There, Peruvian coca leaves are converted into paste and transported to laboratories in the coastal region for final processing. From there, Mexican cartels, working with Peruvian drug producers, ship the cocaine to not only Mexico and the U.S., but also South Africa, the Middle East, Russia, and throughout Latin America, particularly Argentina, Brazil and Chile.

"Eradication measures in Colombia are having an effect, as cocaine production has shifted to Peru," said Mr. Artesana of the Peruvian Economic and Political Institute. "But that's not the only explanation for the growth. It's also about new and growing markets throughout Europe, Asia and Latin America."

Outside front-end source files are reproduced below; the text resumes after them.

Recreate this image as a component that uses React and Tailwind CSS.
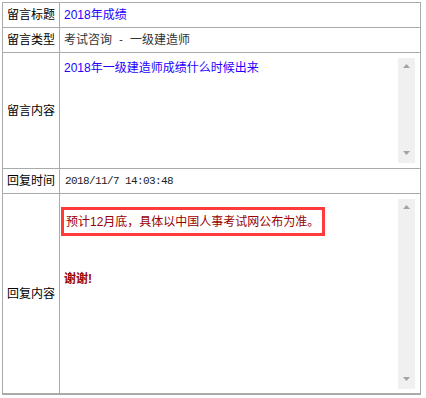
const font = "font-['Liberation_Sans','Noto_Sans_CJK_SC',sans-serif]";

const Scrollbar = () => (
  <div className="w-[17px] shrink-0 bg-[#f0f0f0] flex flex-col items-center justify-between pt-[6px] pb-[8px]">
    <svg width="7" height="4" viewBox="0 0 7 4">
      <path d="M3.5 0 L7 4 L0 4 Z" fill="#a3a3a3" />
    </svg>
    <svg width="7" height="4" viewBox="0 0 7 4">
      <path d="M0 0 L7 0 L3.5 4 Z" fill="#a3a3a3" />
    </svg>
  </div>
);

const Row = ({ label, height, last, children }) => (
  <div className={`flex ${last ? '' : 'border-b border-[#aaa]'}`} style={{ height }}>
    <div className="w-[57px] shrink-0 border-r border-[#aaa] flex items-center justify-center text-[12px] text-black">
      {label}
    </div>
    <div className="flex-1 min-w-0">{children}</div>
  </div>
);

export default function App() {
  return (
    <div className={`min-h-screen bg-white pl-[2px] pt-[2px] ${font}`}>
      <div className="w-[419px] border border-[#aaa] border-b-2">
        <Row label="留言标题" height={25}>
          <div className="h-full flex items-center pl-[4px] text-[12px] text-[#2400ff]">2018年成绩</div>
        </Row>

        <Row label="留言类型" height={25}>
          <div className="h-full flex items-center pl-[4px] text-[12px] text-[#333]">
            考试咨询<span className="font-['Liberation_Mono',monospace] text-[10px] whitespace-pre"> - </span>一级建造师
          </div>
        </Row>

        <Row label="留言内容" height={116}>
          <div className="ml-[1px] mt-[5px] w-[354px] h-[105px] flex">
            <div className="flex-1 pl-[3px] pt-[2px] text-[12px] leading-[16px] text-[#2400ff]">
              2018年一级建造师成绩什么时候出来
            </div>
            <Scrollbar />
          </div>
        </Row>

        <Row label="回复时间" height={25}>
          <div className="h-full flex items-center pl-[5px] font-['Liberation_Mono',monospace] text-[11px] tracking-[-0.6px] text-[#222]">
            2018/11/7 14:03:48
          </div>
        </Row>

        <Row label="回复内容" height={199} last>
          <div className="ml-[1px] mt-[5px] w-[354px] h-[190px] flex">
            <div className="flex-1 pt-[8px] text-[12px] text-[#990000]">
              <div className="w-[264px] h-[29px] border-[3px] border-[#ff3b3b] flex items-center pl-[2px]">
                预计12月底，具体以中国人事考试网公布为准。
              </div>
              <div className="mt-[35px] pl-[3px] leading-[16px] font-bold">谢谢!</div>
            </div>
            <Scrollbar />
          </div>
        </Row>
      </div>
    </div>
  );
}
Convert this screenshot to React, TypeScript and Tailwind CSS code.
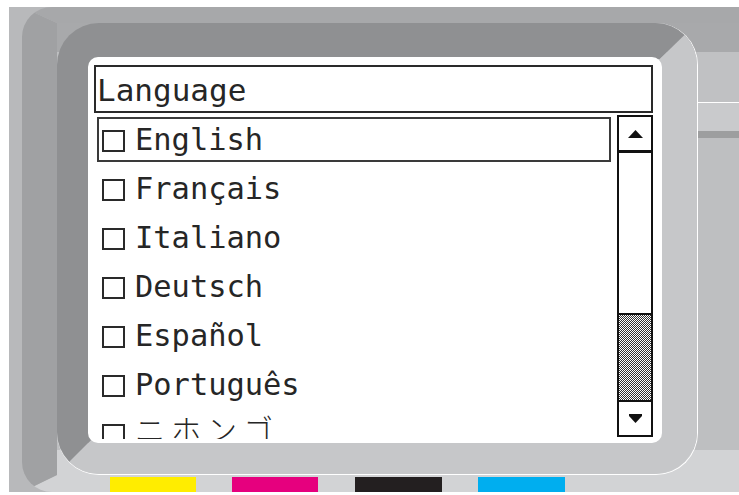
import clsx from "clsx";

const LANGS = ["English", "Français", "Italiano", "Deutsch", "Español", "Português"];

const mono = "font-['DejaVu_Sans_Mono','Liberation_Mono',monospace]";

function Checkbox() {
  return <span className="w-[23px] h-[22px] mt-[3px] border-2 border-[#2a2a2a] shrink-0" />;
}

function Row({ label, selected, jp }: { label: string; selected?: boolean; jp?: boolean }) {
  return (
    <div className="h-[49px] py-[2px] shrink-0">
      <div
        className={clsx(
          "h-full flex items-center pl-[3px] border-2",
          selected ? "border-[#3a3a3a]" : "border-transparent"
        )}
      >
        <Checkbox />
        <span
          className={clsx(
            "ml-[10px] leading-[41px] whitespace-nowrap text-[#262626]",
            jp
              ? "relative -top-[5px] font-['Noto_Sans_CJK_JP',sans-serif] text-[30px] tracking-[6px] font-light"
              : clsx(mono, "text-[30.4px]")
          )}
        >
          {label}
        </span>
      </div>
    </div>
  );
}

function Arrow({ up }: { up?: boolean }) {
  return up ? (
    <svg width="15" height="8" viewBox="0 0 15 8">
      <polygon points="7.5,0 15,8 0,8" fill="#111" />
    </svg>
  ) : (
    <svg width="13" height="9" viewBox="0 0 13 9">
      <polygon points="0,0 13,0 13,2 6.5,9 0,2" fill="#111" />
    </svg>
  );
}

function Scrollbar() {
  return (
    <div className="w-[36px] h-[322px] border-2 border-[#111] flex flex-col shrink-0 bg-white">
      <div className="h-[36px] border-b-[3px] border-[#111] flex items-center justify-center">
        <Arrow up />
      </div>
      <div className="h-[162px] border-b-2 border-[#111]" />
      <div className="flex-1 bg-[image:repeating-conic-gradient(#333333_0_25%,#ffffff_0_50%)] bg-[length:2px_2px]" />
      <div className="h-[35px] border-t-2 border-[#111] flex items-center justify-center">
        <Arrow />
      </div>
    </div>
  );
}

function Screen() {
  return (
    <div className="w-[574px] h-[386px] bg-white rounded-[10px] pl-[6px] pr-[9px] pt-[8px] flex flex-col">
      <div className="h-[48px] border-2 border-[#2a2a2a] pl-[1px] pt-[2px] shrink-0">
        <span className={clsx(mono, "text-[31px] leading-[42px] text-[#262626]")}>Language</span>
      </div>
      <div className="mt-[2px] h-[324px] flex pl-[3px] overflow-hidden">
        <div className="w-[514px] flex flex-col overflow-hidden">
          {LANGS.map((l, i) => (
            <Row key={l} label={l} selected={i === 0} />
          ))}
          <Row label="ニホンゴ" jp />
        </div>
        <div className="ml-[6px]">
          <Scrollbar />
        </div>
      </div>
    </div>
  );
}

export default function App() {
  return (
    <div className="w-[739px] h-[495px] bg-white overflow-hidden pt-[7px] pl-[9px]">
      <div className="relative w-[730px] h-[485px] bg-[#b8b9bb] flex">
        <div className="ml-[13px] flex-1 flex rounded-tl-[30px] rounded-bl-[30px] border-l-[35px] border-t-[16px] border-b-[17px] border-l-[#a0a1a3] border-t-[#a7a8aa] border-b-[#d2d3d5] bg-[image:linear-gradient(#a8a9ab_0_29px,#bebfc1_29px_calc(100%_-_25px),#d2d3d5_calc(100%_-_25px))]">
          <div className="w-[641px] h-[452px] rounded-[42px] border-r border-b border-white shrink-0">
            <div className="w-[640px] h-[451px] rounded-[42px] border-l-[31px] border-t-[34px] border-r-[35px] border-b-[31px] border-l-[#8f9092] border-t-[#8f9092] border-r-[#c6c7c9] border-b-[#c6c7c9] bg-[image:linear-gradient(to_bottom_right,#8f9092_50%,#c6c7c9_50%)]">
              <Screen />
            </div>
          </div>
          <div className="flex-1 flex flex-col">
            <div className="h-[29px]" />
            <div className="h-[50px] bg-[#c0c1c3]" />
            <div className="h-px bg-white" />
            <div className="h-[28px] bg-[#c9cacc]" />
            <div className="h-[7px] bg-[#9d9e9f]" />
          </div>
        </div>
        <div className="absolute left-[101px] bottom-0 flex h-[15px]">
          <div className="w-[86px] bg-[#ffed00]" />
          <div className="w-[86px] ml-[36px] bg-[#e6007e]" />
          <div className="w-[87px] ml-[37px] bg-[#231f20]" />
          <div className="w-[87px] ml-[36px] bg-[#00aeef]" />
        </div>
      </div>
    </div>
  );
}
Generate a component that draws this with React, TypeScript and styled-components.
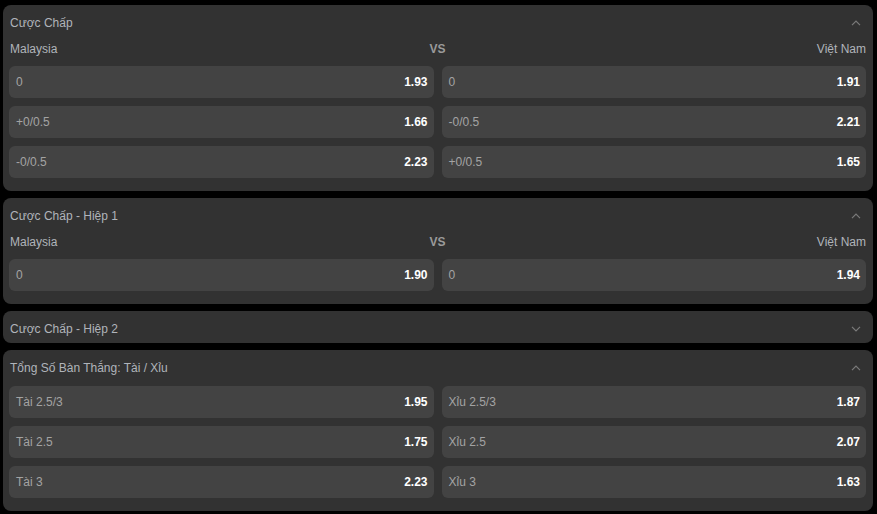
import React from 'react';
import styled, { createGlobalStyle } from 'styled-components';

interface Odd {
  label: string;
  value: string;
}

interface Market {
  title: string;
  open: boolean;
  teams?: [string, string];
  rows: [Odd, Odd][];
}

const markets: Market[] = [
  {
    title: 'Cược Chấp',
    open: true,
    teams: ['Malaysia', 'Việt Nam'],
    rows: [
      [{ label: '0', value: '1.93' }, { label: '0', value: '1.91' }],
      [{ label: '+0/0.5', value: '1.66' }, { label: '-0/0.5', value: '2.21' }],
      [{ label: '-0/0.5', value: '2.23' }, { label: '+0/0.5', value: '1.65' }],
    ],
  },
  {
    title: 'Cược Chấp - Hiệp 1',
    open: true,
    teams: ['Malaysia', 'Việt Nam'],
    rows: [[{ label: '0', value: '1.90' }, { label: '0', value: '1.94' }]],
  },
  {
    title: 'Cược Chấp - Hiệp 2',
    open: false,
    rows: [],
  },
  {
    title: 'Tổng Số Bàn Thắng: Tài / Xỉu',
    open: true,
    rows: [
      [{ label: 'Tài 2.5/3', value: '1.95' }, { label: 'Xỉu 2.5/3', value: '1.87' }],
      [{ label: 'Tài 2.5', value: '1.75' }, { label: 'Xỉu 2.5', value: '2.07' }],
      [{ label: 'Tài 3', value: '2.23' }, { label: 'Xỉu 3', value: '1.63' }],
    ],
  },
];

const Chevron = ({ up }: { up: boolean }) => (
  <svg width="10" height="6" viewBox="0 0 10 6" fill="none">
    <path
      d={up ? 'M1 5.2L5 1.2L9 5.2' : 'M1 0.8L5 4.8L9 0.8'}
      stroke="#7a7a7a"
      strokeWidth="1.2"
    />
  </svg>
);

const App = () => {
  return (
    <>
      <GlobalStyle />
      <Page>
        {markets.map(market => (
          <Panel key={market.title}>
            <Header>
              <Title>{market.title}</Title>
              <Chevron up={market.open} />
            </Header>
            {market.open && (
              <Body>
                {market.teams && (
                  <TeamRow>
                    <Team>{market.teams[0]}</Team>
                    <Vs>VS</Vs>
                    <Team $right>{market.teams[1]}</Team>
                  </TeamRow>
                )}
                <OddsGrid>
                  {market.rows.map((row, i) =>
                    row.map((odd, j) => (
                      <OddBox key={`${i}-${j}`}>
                        <Label>{odd.label}</Label>
                        <Value>{odd.value}</Value>
                      </OddBox>
                    ))
                  )}
                </OddsGrid>
              </Body>
            )}
          </Panel>
        ))}
      </Page>
    </>
  );
};

const GlobalStyle = createGlobalStyle`
  body {
    margin: 0;
    background: #000;
    font-family: "Liberation Sans", Arial, sans-serif;
  }
`;

const Page = styled.div`
  display: flex;
  flex-direction: column;
  gap: 7px;
  padding: 5px 4px 3px 3px;
`;

const Panel = styled.section`
  background: #323232;
  border-radius: 8px;
  overflow: hidden;
`;

const Header = styled.div`
  display: flex;
  align-items: center;
  justify-content: space-between;
  height: 32px;
  padding: 3px 12px 0 7px;
  box-sizing: border-box;
`;

const Title = styled.div`
  color: #b0b4ba;
  font-size: 12px;
`;

const Body = styled.div`
  padding: 0 7px 13px 6px;
`;

const TeamRow = styled.div`
  display: grid;
  grid-template-columns: 1fr auto 1fr;
  align-items: center;
  height: 25px;
  padding-bottom: 1px;
  box-sizing: border-box;
`;

const Team = styled.div<{ $right?: boolean }>`
  color: #b0b4ba;
  font-size: 12px;
  text-align: ${props => (props.$right ? 'right' : 'left')};
  padding-left: ${props => (props.$right ? '0' : '1px')};
`;

const Vs = styled.div`
  color: #9a9a9a;
  font-size: 12px;
  font-weight: bold;
`;

const OddsGrid = styled.div`
  display: grid;
  grid-template-columns: 1fr 1fr;
  gap: 8px;
  margin-top: 4px;
`;

const OddBox = styled.div`
  display: flex;
  align-items: center;
  justify-content: space-between;
  height: 32px;
  padding: 0 6px 0 7px;
  background: #434343;
  border-radius: 6px;
  font-size: 12px;
`;

const Label = styled.span`
  color: #a3a3a3;
`;

const Value = styled.span`
  color: #fff;
  font-weight: bold;
`;

export default App;
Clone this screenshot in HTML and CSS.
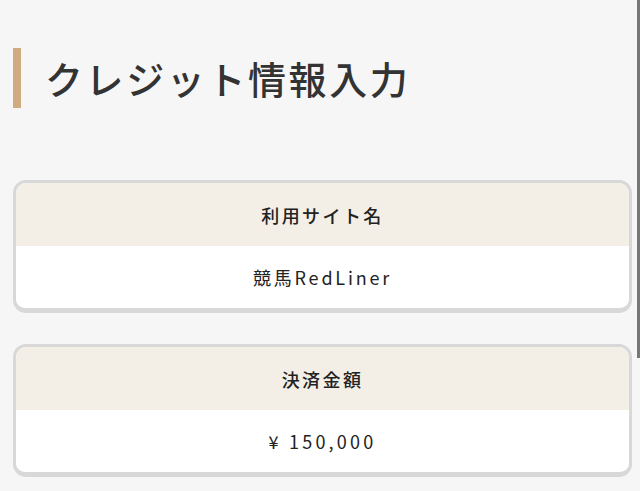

Unlike the guerrillas inside Colombia, the Shining Path movement is now based more on profit than ideology, Mr. Gorriti said. "They protect routes and tax drug shipments. That, along with the money they charge ... has provided a source of income which has aided their re-emergence."

In 2005, Peruvian authorities confiscated 11.7 tons of cocaine. As of September 2006, cocaine confiscations for the year had already reached 14 tons.

"But what these figures don't tell you is that Peru is confronting a notable increase in cocaine production," said Ángel Páez, a Peruvian author and investigative journalist. U.S. and Peruvian authorities say 190 tons of cocaine are still being shipped out of the country, he said. "This means that interdiction is actually minimal."

Gen. Zárate said that figure "sounds right."